Ketiga, barangsiapa yang dalam beragama Islam menyimpang dari jalan Rasulullah shallallahu ‘alaihi wasallam dan para sahabatnya radhiyallahu ‘anhum, maka pastilah berada dalam kesesatan, sebagaimana di dalam surah An-Nisa’ ayat 115 dan diancam neraka Jahannam.
Maksud (غَيْرِ الْمَغْضُوْبِ عَلَيْهِمْ)
Maksud “bukan (jalan) mereka yang dimurkai” adalah bukan jalan orang-orang yang berilmu tapi meninggalkan amal, seperti Yahudi.
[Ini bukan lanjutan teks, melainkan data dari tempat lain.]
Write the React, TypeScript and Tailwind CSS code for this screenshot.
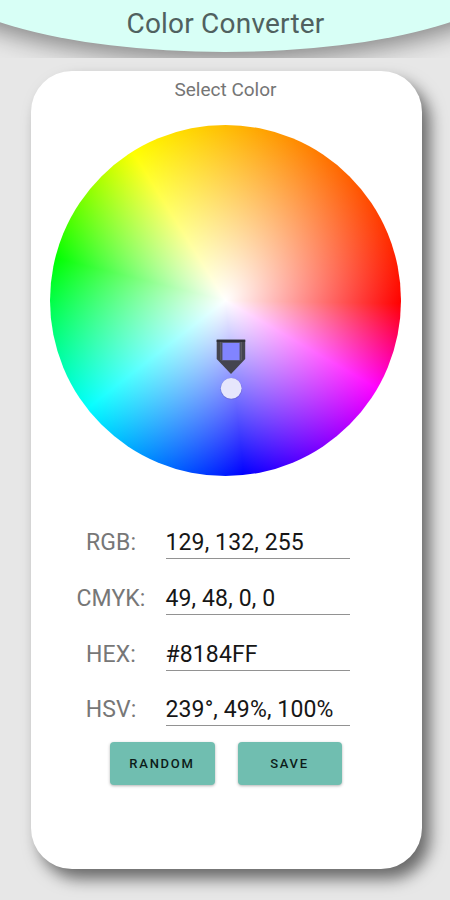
const rows = [
  { label: "RGB:", value: "129, 132, 255" },
  { label: "CMYK:", value: "49, 48, 0, 0" },
  { label: "HEX:", value: "#8184FF" },
  { label: "HSV:", value: "239°, 49%, 100%" },
];

function Header() {
  return (
    <header className="relative h-[58px] overflow-hidden">
      <div className="absolute bottom-[6px] left-1/2 h-[176px] w-[600px] -translate-x-1/2 rounded-[50%] bg-[#d8fff6] shadow-[0_8px_24px_rgba(0,0,0,0.42)]" />
      <h1 className="relative pl-px pt-[6.5px] text-center text-[28px] font-[385] leading-[33px] tracking-[0.2px] text-[#50615f]">Color Converter</h1>
    </header>
  );
}

function ColorWheel() {
  return (
    <div className="relative mr-[2px] mt-[24px] size-[351px] rounded-full bg-[radial-gradient(circle_closest-side,#fff,rgba(255,255,255,0)),conic-gradient(from_91deg,#f00_0deg,#f0f_29deg,#00f_83deg,#0ff_141deg,#0f0_193deg,#ff0_237deg,#f00_360deg)]">
      <svg className="absolute left-[166px] top-[214px]" width="30" height="62" viewBox="0 0 30 62">
        <path d="M0.7 0.7H29.2V20L15 35L0.7 20Z" fill="#44444f" />
        <path d="M0.7 0.7H29.2V3H0.7Z" fill="#303038" />
        <path d="M4.5 3V21M25.5 3V21" stroke="#5b5b62" strokeWidth="1" />
        <rect x="6" y="3.5" width="18" height="18" fill="#8184ff" stroke="#55566f" strokeWidth="1" />
        <circle cx="15.2" cy="49.8" r="10.8" fill="#55508c" opacity="0.3" />
        <circle cx="15.2" cy="49.3" r="10.4" fill="#e6e6fc" />
      </svg>
    </div>
  );
}

export default function App() {
  return (
    <div className="h-[900px] w-[450px] overflow-hidden bg-[#e7e7e7] font-[Roboto,sans-serif]">
      <Header />
      <main className="ml-[31px] mt-[13px] flex h-[798px] w-[391px] flex-col items-center rounded-[41px] bg-white shadow-[8px_10px_16px_rgba(0,0,0,0.55)]">
        <h2 className="mr-[2px] mt-[7px] text-[19px] font-[385] leading-[23px] text-[#757575]">Select Color</h2>
        <ColorWheel />
        <div className="mt-[44px] w-full">
          {rows.map((row) => (
            <div key={row.label} className="flex h-[55.8px] items-start">
              <span className="ml-[34px] w-[92px] pt-[9px] text-center text-[23px] font-[385] leading-[28px] tracking-[0.1px] text-[#777]">
                {row.label}
              </span>
              <span className="ml-[8.5px] h-[39px] w-[184px] whitespace-nowrap border-b border-[#929292] pt-[9px] text-[23px] font-[385] leading-[28px] tracking-[0.12px] text-[#161616]">
                {row.value}
              </span>
            </div>
          ))}
        </div>
        <div className="-mt-[1.2px] mr-[2px] flex gap-[23px]">
          <button className="h-[43px] w-[105px] rounded-[4px] bg-[#70beb0] text-[13px] font-[480] tracking-[1.75px] text-[#0c1c19] shadow-[0_1px_3px_rgba(0,0,0,0.3)]">
            RANDOM
          </button>
          <button className="h-[43px] w-[104px] rounded-[4px] bg-[#70beb0] text-[13px] font-[480] tracking-[1.75px] text-[#0c1c19] shadow-[0_1px_3px_rgba(0,0,0,0.3)]">
            SAVE
          </button>
        </div>
      </main>
    </div>
  );
}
Karena Allah Ta’ala menghukumi Yahudi dengan mendapatkan kemurkaan-Nya, sebagaimana dalam surah Al-Maidah ayat 60,
قُلۡ هَلۡ أُنَبِّئُكُم بِشَرࣲّ مِّن ذَ ٰلِكَ مَثُوبَةً عِندَ ٱللَّهِۚ مَن لَّعَنَهُ ٱللَّهُ وَغَضِبَ عَلَیۡهِ
“Katakanlah (Muhammad), “Apakah akan aku beritakan kepada kalian tentang orang yang lebih buruk pembalasannya dari (orang fasik) di sisi Allah? Yaitu, orang yang dilaknat dan dimurkai Allah.” (QS. Al.Maidah: 60)
Maksud (وَلَا الضَّاۤلِّيْنَ)
Maksud “dan bukan (pula jalan) mereka yang sesat” adalah bukan jalan orang-orang yang beramal tanpa dasar ilmu, seperti nashara. Karena Allah Ta’ala menghukumi nashara dengan sesat sebagaimana dalam surah Al-Maidah ayat 77,
قُلۡ یَـٰۤأَهۡلَ ٱلۡكِتَـٰبِ لَا تَغۡلُوا۟ فِی دِینِكُمۡ غَیۡرَ ٱلۡحَقِّ وَلَا تَتَّبِعُوۤا۟ أَهۡوَاۤءَ قَوۡمࣲ قَدۡ ضَلُّوا۟ مِن قَبۡلُ وَأَضَلُّوا۟ كَثِیرࣰا وَضَلُّوا۟ عَن سَوَاۤءِ ٱلسَّبِیلِ
“Katakanlah (Muhammad), “Wahai Ahli Kitab! Janganlah kalian berlebih-lebihan dengan cara yang tidak benar dalam agama kalian. Dan janganlah kalian mengikuti keinginan orang-orang yang telah tersesat dahulu dan (telah) menyesatkan banyak (manusia), dan mereka sendiri tersesat dari jalan yang lurus.” (QS. Al-Maidah: 77)
Kesimpulan tafsir ayat ketujuh
صِرَ ٰطَ ٱلَّذِینَ أَنۡعَمۡتَ عَلَیۡهِمۡ غَیۡرِ ٱلۡمَغۡضُوبِ عَلَیۡهِمۡ وَلَا ٱلضَّاۤلِّینَ
Bermakna,
“Yaitu jalan orang-orang yang telah Engkau beri nikmat kepada mereka berupa ilmu syar’i dan amal saleh, bukan jalan mereka yang dimurkai, yaitu mereka yang berilmu tetapi tidak mengamalkannya dan bukan pula jalan mereka yang sesat, yaitu mereka yang beramal tanpa ilmu.”